• WRITTEN REQUEST
Skip the pictures. Set down, word for word, the lines from the start of the material up to and including the line with "border-t-white border-l-white border-r-[#404040]".

• INFORMATION PROVIDED
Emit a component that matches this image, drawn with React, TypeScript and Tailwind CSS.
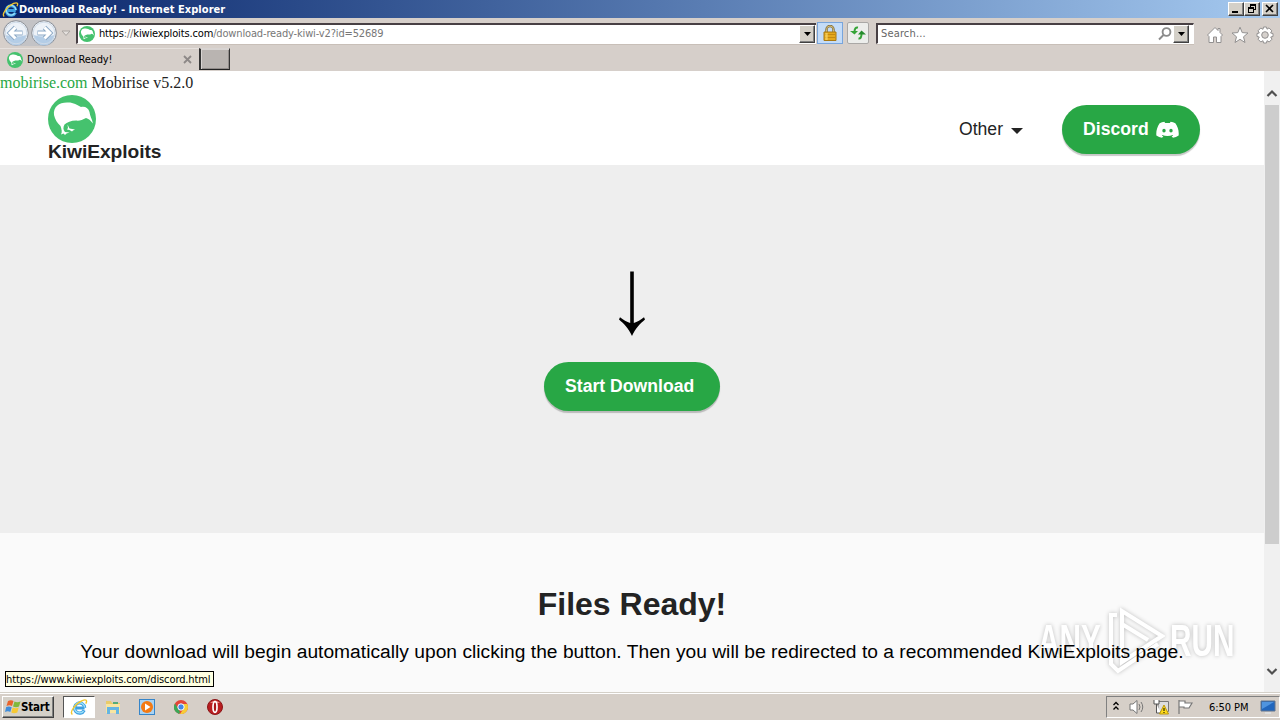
import React from "react";

const ui = "font-['DejaVu_Sans_Condensed','DejaVu_Sans',sans-serif]";

function IeLogo({ className }: { className: string }) {
  return (
    <svg className={className} viewBox="0 0 18 18" fill="none">
      <path d="M14.600 10H5M14.200 12.300A5.100 5.100 0 1 1 14.700 9.800" stroke="#3c9fe0" strokeWidth="3.200" />
      <path d="M13.600 13A5.100 5.100 0 1 1 14.700 9.500" stroke="#9be0fa" strokeWidth="1.400" />
      <path d="M2.400 16.500C-.8 14.200 5.200 5.600 12.300 2.600C16.300 1 17.500 2.500 15.800 5.600" stroke="#f2c62f" strokeWidth="1.400" />
    </svg>
  );
}

function Kiwi({ className }: { className: string }) {
  return (
    <svg className={className} viewBox="0 0 48 48">
      <circle cx="24" cy="24" r="24" fill="#45c26e" />
      <path
        d="M6 20C5 12 11 7.500 19 7.500C25 7 29 10 33 12C37 11 40.500 13 41.500 17C41.800 20.500 44 24 45 28.500C42.500 25.500 40.500 23.500 38 23C34.500 25 31 26 28 25.500C23 25.500 19 27.500 16.500 29.500C15 32 15 35 17 37L21.500 37.500L18.500 38.500L17 40L15.500 38.500L13 39.500C14.500 37 13.500 34 12.500 31C9 28 7 24 6 20Z"
        fill="#fff"
      />
      <path d="M19.500 29.500L21.500 33.500L27 34.500L25 35.500L24 36.500L21.500 35L19 34.500L20 33Z" fill="#fff" />
    </svg>
  );
}

function NavArrow({ back }: { back?: boolean }) {
  return (
    <svg className="h-[26px] w-[26px] shrink-0" viewBox="0 0 26 26">
      <circle cx="13" cy="13" r="12.300" fill="#edf2f8" stroke="#8d9198" />
      <path d="M2.500 15a10.500 10.500 0 0 0 21 0Q13 18 2.500 15" fill="#b4cde6" />
      <circle cx="13" cy="13" r="10.800" fill="none" stroke="#cfdbe8" />
      <g transform={back ? undefined : "rotate(180 13 13)"}>
        <path d="M12.500 7.500L7 13L12.500 18.500M7.500 13H19.500" fill="none" stroke="#8aa7c5" strokeWidth="4.800" />
        <path d="M12.500 7.500L7 13L12.500 18.500M7.500 13H19" fill="none" stroke="#fff" strokeWidth="3" />
      </g>
    </svg>
  );
}

const bevel = "border border-t-white border-l-white border-r-[#404040] border-b-[#404040] bg-[#d4d0c8] shadow-[inset_-1px_-1px_#808080]";

function DropButton() {
  return (
    <span className={`flex h-[18px] w-4 shrink-0 items-center justify-center ${bevel}`}>
      <svg className="h-1 w-[7px]" viewBox="0 0 7 4"><path d="M0 0H7L3.500 4Z" /></svg>
    </span>
  );
}

function TitleBar() {
  return (
    <header className="flex h-[18px] items-center bg-linear-to-r from-[#0a246a] to-[#a6caf0] pl-0.5 pr-0.5">
      <IeLogo className="h-[17px] w-[17px] shrink-0" />
      <h1 className={`${ui} pt-px text-[11px] leading-[17px] font-bold tracking-[0.05px] whitespace-nowrap text-white`}>Download Ready! - Internet Explorer</h1>
      <div className="ml-auto flex">
        <span className={`h-3.5 w-4 ${bevel}`}>
          <svg viewBox="0 0 14 12" className="h-3 w-3.5"><path d="M3 8H9V10H3Z" /></svg>
        </span>
        <span className={`h-3.5 w-4 ${bevel}`}>
          <svg viewBox="0 0 14 12" className="h-3 w-3.5"><path d="M5 1H11V7H9V6H10V3H6V4H5ZM3 4H9V10H3ZM4 6V9H8V6Z" fillRule="evenodd" /></svg>
        </span>
        <span className={`ml-0.5 h-3.5 w-4 ${bevel}`}>
          <svg viewBox="0 0 14 12" className="h-3 w-3.5"><path d="M3 2L10 9M10 2L3 9" stroke="#000" strokeWidth="1.600" /></svg>
        </span>
      </div>
    </header>
  );
}

function AddressBar() {
  return (
    <div className="flex h-[30px] items-center pl-[3px]">
      <div className="flex gap-[2px] rounded-full bg-[#c3c3c6]">
        <NavArrow back />
        <NavArrow />
      </div>
      <svg className="ml-[4px] h-[7px] w-2.5" viewBox="0 0 10 7"><path d="M1 1H9L5 5.500Z" fill="#e4e0dd" stroke="#aaa5a2" /></svg>
      <div className="ml-[5px] flex h-[21px] w-[740px] items-center border-t-2 border-l-2 border-t-[#484044] border-l-[#484044] border-b border-b-white bg-white pl-px shadow-[0_1px_#c8bfb8]">
        <Kiwi className="h-4 w-4" />
        <span className={`${ui} ml-[4px] pt-[2px] text-[11px] tracking-[-0.15px] whitespace-nowrap text-[#777]`}>
          <span className="text-black">https</span>://<span className="text-black">kiwiexploits.com</span>/download-ready-kiwi-v2?id=52689
        </span>
        <span className="ml-auto pr-px"><DropButton /></span>
      </div>
      <span className="ml-px flex h-[22px] w-[26px] items-center justify-center border border-[#78a5dc] bg-[#c4dcf8]">
        <svg className="h-4 w-3.5" viewBox="0 0 14 16">
          <path d="M3.500 8V4.500a3.500 3.500 0 0 1 7 0V8" fill="none" stroke="#806c3b" strokeWidth="2.400" />
          <path d="M3.500 8V4.500a3.500 3.500 0 0 1 7 0V8" fill="none" stroke="#d5bf78" />
          <path d="M1 7H13V15.500H1Z" fill="#e5a91c" stroke="#a87811" />
          <path d="M2 9.500H12M2 12.500H12" stroke="#c58a10" />
          <path d="M3 8V15M4 8V15" stroke="#f9d768" />
        </svg>
      </span>
      <span className="ml-[4px] flex h-[22px] w-[22px] items-center justify-center rounded-xs border border-[#aaa8a6] bg-[#ecedeb]">
        <svg className="h-4 w-4" viewBox="0 0 16 16" fill="none" stroke="#35a437" strokeWidth="2">
          <path d="M8 2.500Q4.500 2 4.500 7" /><path d="M0 6H8L4.500 9.500Z" fill="#35a437" stroke="none" />
          <path d="M8.500 13.500Q11.500 14 11.500 9" /><path d="M8 9.500H16L11.500 5.500Z" fill="#258b2d" stroke="none" />
        </svg>
      </span>
      <div className="ml-[7px] flex h-[21px] w-[318px] items-center border-t-2 border-l-2 border-t-[#484044] border-l-[#484044] border-r border-r-white border-b border-b-white bg-white pr-[4px] pl-[3px] shadow-[0_1px_#c8bfb8]">
        <span className={`${ui} pt-[2px] text-[11px] tracking-[0.15px] text-[#666]`}>Search...</span>
        <svg className="mr-[1px] ml-auto h-3.5 w-3.5" viewBox="0 0 14 14" fill="none" stroke="#8b8b8b" strokeWidth="1.900"><circle cx="8.500" cy="5" r="3.900" /><path d="M5.500 8L1 12.500" /></svg>
        <DropButton />
      </div>
      <div className="mt-[4px] ml-[12px] flex items-center gap-[7px]">
        <svg className="h-[18px] w-[18px]" viewBox="0 0 18 18"><path d="M9 1.500L1.500 9L3 10.500V16.500H7.500V11H10.500V16.500H15V10.500L16.500 9L14 6.500V2.500H12V4.500Z" fill="#fff" stroke="#929090" /></svg>
        <svg className="h-[18px] w-[18px]" viewBox="0 0 18 18"><path d="M9 1.200L11.200 6.600L17 7L12.500 10.800L14 16.500L9 13.300L4 16.500L5.500 10.800L1 7L6.800 6.600Z" fill="#fff" stroke="#929090" /></svg>
        <svg className="h-[18px] w-[18px]" viewBox="0 0 18 18">
          <g fill="#fff" stroke="#929090">
            <path d="M7.500 1H10.500L11 3.200L13 1.900L15.800 4.800L14.600 7L17 7.500V10.500L14.700 11L16 13.200L13.200 16L11 14.700L10.500 17H7.500L7 14.700L4.800 16L2 13.200L3.300 11L1 10.500V7.500L3.300 7L2 4.800L4.800 2L7 3.300Z" />
            <circle cx="9" cy="9" r="3.300" fill="#d6d1cd" />
          </g>
        </svg>
      </div>
    </div>
  );
}

function TabStrip() {
  return (
    <div className="flex h-[23px] border-b border-[#d6cfca]">
      <div className="flex w-[199px] items-center border-t border-t-[#e6e1de] pl-[7px]">
        <Kiwi className="h-4 w-4" />
        <span className={`${ui} ml-1 pt-[2px] text-[11px] tracking-[-0.1px]`}>Download Ready!</span>
        <svg className="mr-[7px] ml-auto h-[9px] w-[9px]" viewBox="0 0 9 9"><path d="M1 1L8 8M8 1L1 8" stroke="#8d8887" strokeWidth="1.800" /></svg>
      </div>
      <div className="h-[22px] w-[31px] border border-t-[#d8d4d2] border-r-[#333] border-b-[#222] border-l-2 border-l-[#333] bg-[#b9b4b1] shadow-[inset_1px_1px_#d8d4d2,inset_-1px_-1px_#918c8a]" />
    </div>
  );
}

function Discord() {
  return (
    <svg className="h-[17px] w-[23px]" viewBox="0 0 24 18" fill="#fff">
      <path fillRule="evenodd" d="M20.300 2.500A17 17 0 0 0 15.300 .8L14.500 2.200A18 18 0 0 0 9.500 2.200L8.700 .8A17 17 0 0 0 3.700 2.500C.9 6.500-.2 11 .2 15.300A18 18 0 0 0 6.200 17.700L7.600 16.200L6 15.300L6.400 14.900C10 16.200 14 16.200 17.600 14.900L18 15.300L16.400 16.200L17.800 17.700A18 18 0 0 0 23.800 15.300C24.300 10.200 22.800 5.900 20.300 2.500ZM8.300 12.100A1.800 1.900 0 1 1 8.300 8.300A1.800 1.900 0 1 1 8.300 12.100ZM15.700 12.100A1.800 1.900 0 1 1 15.700 8.300A1.800 1.900 0 1 1 15.700 12.100Z" />
    </svg>
  );
}

const pill = "flex h-[49px] items-center rounded-full bg-[#28a745] font-bold text-white text-[17.6px] tracking-[0.02px] shadow-[0_2px_1px_rgba(0,0,0,0.22)]";

function WebPage() {
  return (
    <main className="flex min-w-0 flex-1 flex-col bg-[#fafafa]">
      <div className="flex h-[94px] flex-col bg-white">
        <p className="h-6 pt-[2px] font-['Liberation_Serif',serif] text-[16px] leading-5 whitespace-nowrap text-[#232323]">
          <a className="text-[#28a745]">mobirise.com</a> Mobirise v5.2.0
        </p>
        <nav className="flex h-[70px] items-start pr-16 pl-12">
          <div>
            <Kiwi className="h-12 w-12" />
            <div className="text-[19.2px] leading-[17px] font-bold tracking-[-0.05px] text-[#232323]">KiwiExploits</div>
          </div>
          <div className="mt-[10px] ml-auto flex h-[49px] items-center text-[17.6px] text-[#232323]">
            Other
            <svg className="mt-[3px] ml-[8px] h-[6px] w-3" viewBox="0 0 12 6"><path d="M0 0H12L6 6Z" fill="#232323" /></svg>
          </div>
          <button className={`${pill} mt-[10px] ml-[39px] w-[138px] gap-[7px] pl-[21px]`}>Discord<Discord /></button>
        </nav>
      </div>
      <section className="flex h-[368px] flex-col items-center bg-[#eee] pt-[106px]">
        <svg className="h-[66px] w-[28px]" viewBox="0 0 28 66"><path d="M12.200 .5H15.800V52C19 51 23 48.500 26 46.200L27 48.500C22 53 17.500 57 14 65C10.500 57 6 53 1 48.500L2 46.200C5 48.500 9 51 12.200 52Z" /></svg>
        <button className={`${pill} mt-[25px] w-[176px] pl-[21px]`}>Start Download</button>
      </section>
      <section className="flex flex-col items-center pt-[51px] whitespace-nowrap">
        <h2 className="text-[32px] leading-10 font-bold text-[#232323]">Files Ready!</h2>
        <p className="relative z-10 mt-[14px] text-[19.2px] leading-[27px] tracking-[0.02px] text-black">Your download will begin automatically upon clicking the button. Then you will be redirected to a recommended KiwiExploits page.</p>
      </section>
    </main>
  );
}

function Scrollbar() {
  return (
    <aside className="flex w-4 flex-col items-center bg-[#f0f0f0]">
      <div className="flex h-[34px] items-end pb-[7px]"><svg className="h-[9px] w-3" viewBox="0 0 12 9"><path d="M1.500 7L6 2.500L10.500 7" fill="none" stroke="#505050" strokeWidth="2.200" /></svg></div>
      <div className="h-[439px] w-[14px] bg-[#cdcdcd]" />
      <svg className="mt-auto mb-[16px] h-[9px] w-3" viewBox="0 0 12 9"><path d="M1.500 2L6 6.500L10.500 2" fill="none" stroke="#505050" strokeWidth="2.200" /></svg>
    </aside>
  );
}

function Watermark() {
  return (
    <div className="absolute top-[532px] left-[1038px] flex h-[76px] w-[200px] items-center font-['Liberation_Sans',sans-serif] text-[45px] font-bold text-white [filter:drop-shadow(0_0_2px_rgba(0,0,0,.24))]">
      <span className="w-[65px]"><span className="inline-block origin-left scale-x-[.66]">ANY</span></span>
      <svg className="h-[70px] w-[62px] shrink-0" viewBox="0 0 62 70" fill="none" stroke="white" strokeWidth="4">
        <path d="M19 33V5L59 30L19 56V18L45 34" /><path d="M14 9H8V58L15 65L55 38" />
      </svg>
      <span className="ml-[5px] w-[66px]"><span className="inline-block origin-left scale-x-[.66]">RUN</span></span>
    </div>
  );
}

function Taskbar() {
  return (
    <footer className="flex h-7 items-center border-t border-[#d4d0c8] bg-[#d6cfc8] pl-0.5 shadow-[inset_0_1px_#fff]">
      <button className={`mt-px flex h-[22px] w-[52px] items-center pl-[2px] ${bevel}`}>
        <svg className="h-4 w-4 shrink-0" viewBox="0 0 16 16">
          <path d="M3 2Q6 .5 8.500 2L7 7Q4.500 5.500 1.500 7Z" fill="#e9632b" /><path d="M9.500 2.500Q12 4 15.500 2.500L14 7.500Q11 9 8 7.500Z" fill="#80b83b" />
          <path d="M1.200 8Q4 6.700 6.700 8.300L5.300 13Q3 11.500 0 13Z" fill="#3f8cda" /><path d="M7.700 8.500Q10.500 10 13.700 8.500L12.300 13.500Q9 15 6.300 13.500Z" fill="#f7c934" />
        </svg>
        <span className={`${ui} pt-px text-[11.500px] font-bold tracking-[-0.2px]`}>Start</span>
      </button>
      <span className="mt-px ml-[9px] flex h-[22px] w-8 items-center justify-center border border-t-[#555] border-l-[#555] border-r-white border-b-white bg-white"><IeLogo className="h-[18px] w-[18px]" /></span>
      <svg className="ml-[10px] h-4 w-4" viewBox="0 0 16 16"><path d="M1 2H6L7 4H15V12H1Z" fill="#e9cb6a" /><path d="M1 5H15V14H1Z" fill="#f8e5a0" /><path d="M2 8H14V15H11V11H5V15H2Z" fill="#65b5e2" /><path d="M8 3H13V5H8Z" fill="#55ab79" /></svg>
      <svg className="ml-[18px] h-4 w-4" viewBox="0 0 16 16"><rect x=".5" y=".5" width="15" height="15" fill="#a9d3f3" stroke="#3685c9" /><circle cx="8" cy="8" r="6" fill="#f47a13" /><path d="M6 4.500L11.500 8L6 11.500Z" fill="#fff" /></svg>
      <svg className="ml-[19px] h-[14px] w-[14px]" viewBox="0 0 14 14"><circle cx="7" cy="7" r="7" fill="#e44538" /><path d="M1 3.500L6 12L5 14A7 7 0 0 1 1 3.500" fill="#3aa757" /><path d="M7 4H13.200A7 7 0 0 1 6 14L10 8Z" fill="#f7cd35" /><circle cx="7" cy="7" r="3.200" fill="#4386e8" stroke="white" /></svg>
      <svg className="ml-[19px] h-[16px] w-4" viewBox="0 0 16 16"><circle cx="8" cy="8" r="7.500" fill="#b91d20" stroke="#8b1517" /><path d="M3 4Q8-1 13 4Z" fill="#e98580" /><ellipse cx="8" cy="8" rx="2" ry="5.300" fill="#a91518" stroke="#fff" strokeWidth="1.700" /></svg>
      <div className="mt-px ml-auto flex h-[22px] w-[174px] items-center border border-t-[#808080] border-l-[#808080] border-r-white border-b-white pl-[6px]">
        <svg className="mb-[2px] h-[10px] w-[6px]" viewBox="0 0 6 10" fill="none" stroke="#000" strokeWidth="1.300"><path d="M.5 4L3 1.500L5.500 4M.5 8.500L3 6L5.500 8.500" /></svg>
        <svg className="ml-[10px] h-4 w-4" viewBox="0 0 16 16" fill="none" stroke="#777"><path d="M1 5H4L8 1.500V14.500L4 11H1Z" fill="#fff" /><path d="M10 5Q12 8 10 11M12 3Q15.500 8 12 13" /></svg>
        <svg className="ml-[8px] h-4 w-4" viewBox="0 0 16 16"><path d="M5 2.500H15.500V12.500H5Z" fill="#ddd" stroke="#777" /><path d="M1 1V5H6V1M3.500 5V14H8" fill="#fff" stroke="#555" /><path d="M11 6L15.500 15H6.500Z" fill="#ffdc19" stroke="#ba960c" /><path d="M11 9V12M11 13V14" stroke="#000" /></svg>
        <svg className="ml-[8px] h-4 w-4" viewBox="0 0 16 16"><path d="M2 15V1M2 2H8V4H15L12 9H7V8H2" fill="#fff" stroke="#777" strokeWidth="1.200" /></svg>
        <span className={`${ui} ml-[16px] w-[44px] pt-[2px] text-[11px] tracking-[-0.05px] whitespace-nowrap`}>6:50 PM</span>
        <svg className="ml-[7px] h-[14px] w-4" viewBox="0 0 16 14"><path d="M1 1H15V11H1Z" fill="#2166bd" stroke="#63758c" /><path d="M2 2H14L2 9Z" fill="#4f94df" /><path d="M5 12H11V14H5Z" fill="#dedede" /></svg>
      </div>
    </footer>
  );
}

export default function App() {
  return (
    <div className="flex h-[720px] w-[1280px] flex-col overflow-hidden bg-[#d6cfca] font-['Liberation_Sans',sans-serif]">
      <TitleBar />
      <AddressBar />
      <TabStrip />
      <div className="relative flex h-[621px] shrink-0">
        <WebPage />
        <Scrollbar />
        <Watermark />
        <div className={`${ui} absolute top-[600px] left-[5px] flex h-[16px] w-[209px] items-center border border-black bg-[#ffffe1] pt-[2px] text-[11px] tracking-[-0.11px] whitespace-nowrap`}>https://www.kiwiexploits.com/discord.html</div>
      </div>
      <Taskbar />
    </div>
  );
}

• WRITTEN REPLY
Emit a component that matches this image, drawn with React, TypeScript and Tailwind CSS.
import React from "react";

const ui = "font-['DejaVu_Sans_Condensed','DejaVu_Sans',sans-serif]";

function IeLogo({ className }: { className: string }) {
  return (
    <svg className={className} viewBox="0 0 18 18" fill="none">
      <path d="M14.600 10H5M14.200 12.300A5.100 5.100 0 1 1 14.700 9.800" stroke="#3c9fe0" strokeWidth="3.200" />
      <path d="M13.600 13A5.100 5.100 0 1 1 14.700 9.500" stroke="#9be0fa" strokeWidth="1.400" />
      <path d="M2.400 16.500C-.8 14.200 5.200 5.600 12.300 2.600C16.300 1 17.500 2.500 15.800 5.600" stroke="#f2c62f" strokeWidth="1.400" />
    </svg>
  );
}

function Kiwi({ className }: { className: string }) {
  return (
    <svg className={className} viewBox="0 0 48 48">
      <circle cx="24" cy="24" r="24" fill="#45c26e" />
      <path
        d="M6 20C5 12 11 7.500 19 7.500C25 7 29 10 33 12C37 11 40.500 13 41.500 17C41.800 20.500 44 24 45 28.500C42.500 25.500 40.500 23.500 38 23C34.500 25 31 26 28 25.500C23 25.500 19 27.500 16.500 29.500C15 32 15 35 17 37L21.500 37.500L18.500 38.500L17 40L15.500 38.500L13 39.500C14.500 37 13.500 34 12.500 31C9 28 7 24 6 20Z"
        fill="#fff"
      />
      <path d="M19.500 29.500L21.500 33.500L27 34.500L25 35.500L24 36.500L21.500 35L19 34.500L20 33Z" fill="#fff" />
    </svg>
  );
}

function NavArrow({ back }: { back?: boolean }) {
  return (
    <svg className="h-[26px] w-[26px] shrink-0" viewBox="0 0 26 26">
      <circle cx="13" cy="13" r="12.300" fill="#edf2f8" stroke="#8d9198" />
      <path d="M2.500 15a10.500 10.500 0 0 0 21 0Q13 18 2.500 15" fill="#b4cde6" />
      <circle cx="13" cy="13" r="10.800" fill="none" stroke="#cfdbe8" />
      <g transform={back ? undefined : "rotate(180 13 13)"}>
        <path d="M12.500 7.500L7 13L12.500 18.500M7.500 13H19.500" fill="none" stroke="#8aa7c5" strokeWidth="4.800" />
        <path d="M12.500 7.500L7 13L12.500 18.500M7.500 13H19" fill="none" stroke="#fff" strokeWidth="3" />
      </g>
    </svg>
  );
}

const bevel = "border border-t-white border-l-white border-r-[#404040] border-b-[#404040] bg-[#d4d0c8] shadow-[inset_-1px_-1px_#808080]";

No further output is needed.